Taiwan's mercurial politics changed decisively on Tuesday. Kuomintang chairman Ma Ying-jeou was indicted on corruption charges, resigned as KMT chairman and announced he would run for the island's presidency next year - all in one dramatic day. But while Ma is a strong candidate, the conventional wisdom that the KMT will take back Taiwan's presidency and resolve its tense relationship with Beijing is now an open question.
No one in Taiwan believes that Ma is personally corrupt. But he and his party have lost the moral high ground over President Chen Shui-bian and the Democratic Progressive Party that they enjoyed briefly last autumn. That was when Mr Chen's wife, trusted henchmen and son-in-law were indicted or convicted, one after another, on corruption charges. All of Taiwan's politicians are now painted in varying shades of grey.
Like the president, Ma has been revealed to be an imperfect figure. The implications, however, are far more serious for him - and the few remaining advocates of a closer relationship with mainland China in Taiwan - than they are for Mr Chen.
Ma is now the only remaining credible national political figure in Taiwan who actually believes in the title Republic of China - the symbolic umbilical cord that connects Taiwan to the narrative of modern Chinese history.

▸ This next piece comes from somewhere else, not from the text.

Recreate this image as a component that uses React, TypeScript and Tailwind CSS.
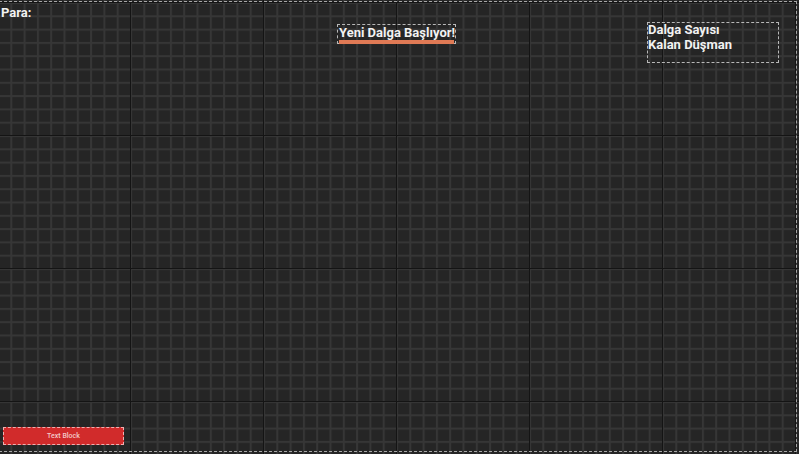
import React from "react";

function Grid() {
  return (
    <svg className="absolute inset-0" width="799" height="454">
      <defs>
        <pattern id="minor" x="-3" y="2" width="13.3" height="13.3" patternUnits="userSpaceOnUse">
          <rect x="0" y="0" width="13.3" height="2" fill="#363636" />
          <rect x="0" y="0" width="2" height="13.3" fill="#363636" />
        </pattern>
        <pattern id="major" x="-3" y="2" width="133" height="133" patternUnits="userSpaceOnUse">
          <rect x="-1" y="-1" width="135" height="2" fill="#141414" />
          <rect x="-1" y="-1" width="2" height="135" fill="#141414" />
        </pattern>
      </defs>
      <rect width="799" height="454" fill="#252525" />
      <rect width="799" height="454" fill="url(#minor)" />
      <rect width="799" height="454" fill="url(#major)" />
    </svg>
  );
}

export default function App() {
  return (
    <div
      className="relative w-[799px] h-[454px] overflow-hidden bg-[#252525] text-[#f2f2f2]"
      style={{ fontFamily: "Roboto, 'Liberation Sans', sans-serif" }}
    >
      <Grid />
      {/* outer canvas border (selection outline over the canvas) */}
      <div className="absolute left-[-1px] top-[1px] w-[798px] h-[451px] border border-dashed border-[#a8a8a8]" />

      <div className="relative flex h-full flex-col justify-between pb-[9px]">
        {/* top row of widgets */}
        <div className="flex items-start pl-[1px]">
          <div className="mt-[5px] w-[336px] text-[13px] font-bold leading-[15px]">Para:</div>

          <div className="relative mt-[24px] w-[119px] h-[20px] border border-dashed border-[#b8b8b8]">
            <div className="absolute left-[1px] right-[1px] top-[15px] h-[4px] bg-[#e07a55]" />
            <div className="relative pl-[1px] text-[13px] font-bold leading-[15px] whitespace-nowrap">
              Yeni Dalga Başlıyor!
            </div>
          </div>

          <div className="ml-[191px] mt-[22px] w-[132px] h-[41px] border border-dashed border-[#b8b8b8] flex flex-col text-[13px] font-bold leading-[14.5px]">
            <span>Dalga Sayısı</span>
            <span>Kalan Düşman</span>
          </div>
        </div>

        {/* bottom row */}
        <div className="flex pl-[3px]">
          <div className="w-[121px] h-[18px] bg-[#d12b2b] border border-dashed border-[#f0b0b0] flex items-center justify-center">
            <span className="text-[7px] leading-none font-medium text-[#f3c9c9]">Text Block</span>
          </div>
        </div>
      </div>
    </div>
  );
}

His indictment and resignation as KMT chairman opens the way for his ethnic Taiwanese rivals - Ma is the son of refugees from mainland China - inside the KMT.
Politics in Taiwan is often intensely personal. Ma's main rival inside the party, legislative speaker Wang Jyn-ping, has been waiting quietly for his moment to strike ever since Ma trounced him in the first direct elections for KMT chairman, last year. Mr Wang is a political operator from Taiwan's deep south, with no ideological ties to the KMT and its mainland nationalist history. Now that Ma has been disgraced, Mr Wang will not hesitate to join up with whomever loses the intense ongoing struggle inside the DPP for next year's presidential nomination.
If, for example, ex-Kaohsiung mayor Frank Hsieh Chang-ting loses in the DPP primary to Premier Su Tseng-chang, then Mr Wang and Mr Hsieh could easily form an independent ticket with strong appeal to moderate Taiwanese voters. With support from Lee Teng-hui, the godfather of Taiwanese politics, the Wang-Hsieh ticket could split the KMT vote and create the sort of three-way election that the DPP has historically been able to exploit.